The Case-Shiller index is considered one of the most sophisticated measures of home-price fluctuations. It uses repeat home sales to estimate changes in price across all homes, not just those that sold during the month.

It is released on a two-month delay and reflects three months of sales data, so it has been slower than other gauges to show gains seen earlier this year.

The Regional Multiple Listing Service reported the median Portland-area home sale price in June was $242,000, an 8.6 percent increase compared with a year earlier. That reflects fewer foreclosure sales and higher prices for those that remain. In July, the median sale price rose to $245,000.

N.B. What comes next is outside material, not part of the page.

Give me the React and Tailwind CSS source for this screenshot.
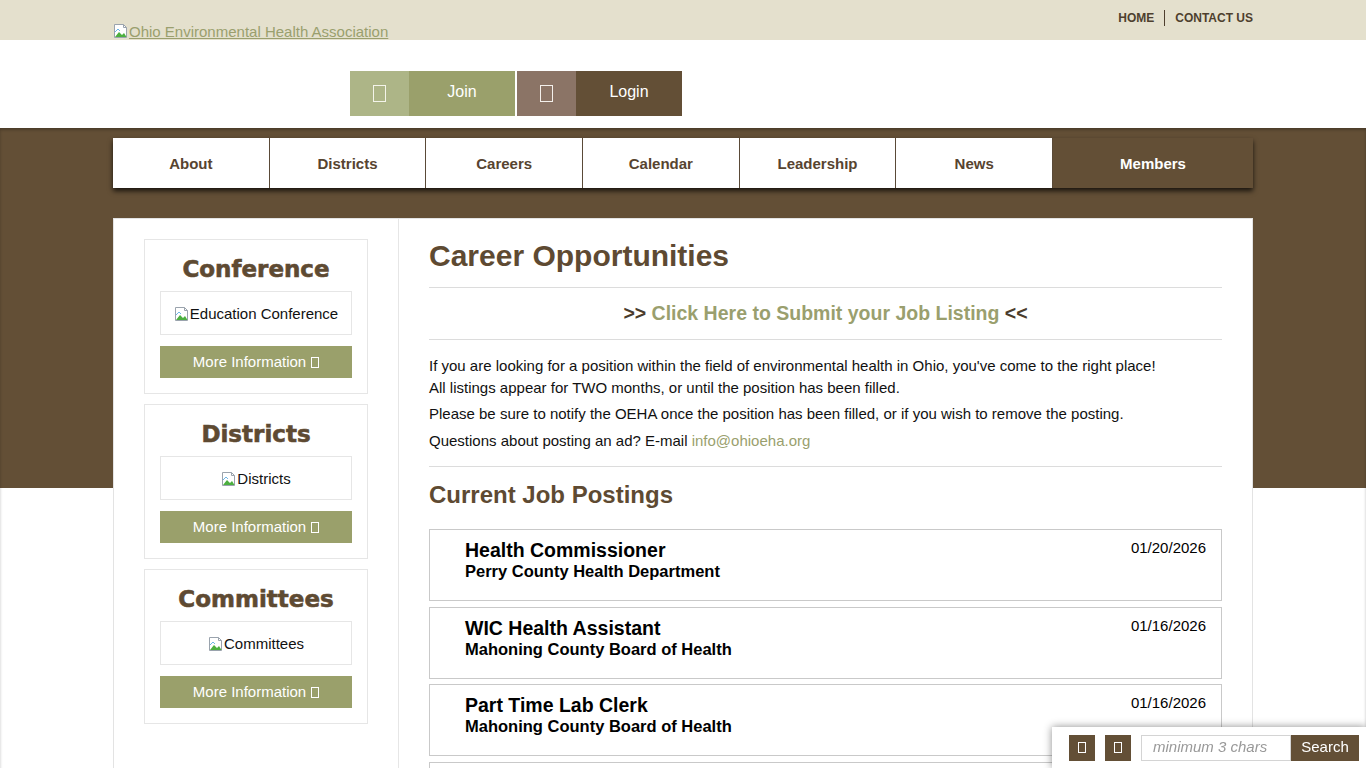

The rising home values are buoyed by a small supply of homes on the market and increasing demand from buyers worried about missing the low points for home prices and mortgage rates.

As prices have started to rise, however, more homeowners have decided to sell. In July, new listings in the Portland area were up 7.5 percent compared with a year earlier.

The Oregon Office of Economic Analysis says it still expects statewide home prices — a broader area than the Case-Shiller index measures — to fall slightly before bottoming out in the second quarter of 2013, in part because of an increase in inventory.

"We expect there will be a little more downward pressure on prices," said Josh Lehner, an economist with the office. "We've certainly seen a stabilization with all the Oregon numbers and all the cities, even the non-metropolitan areas, but there's still going to be some weakness."

Nationwide, prices remain at levels last seen in summer 2003, and they aren't expected to rebound to peak highs anytime soon.

And while the relatively small pool of buyers and sellers has boosted prices, the volume of national sales remains short of what economists consider healthy.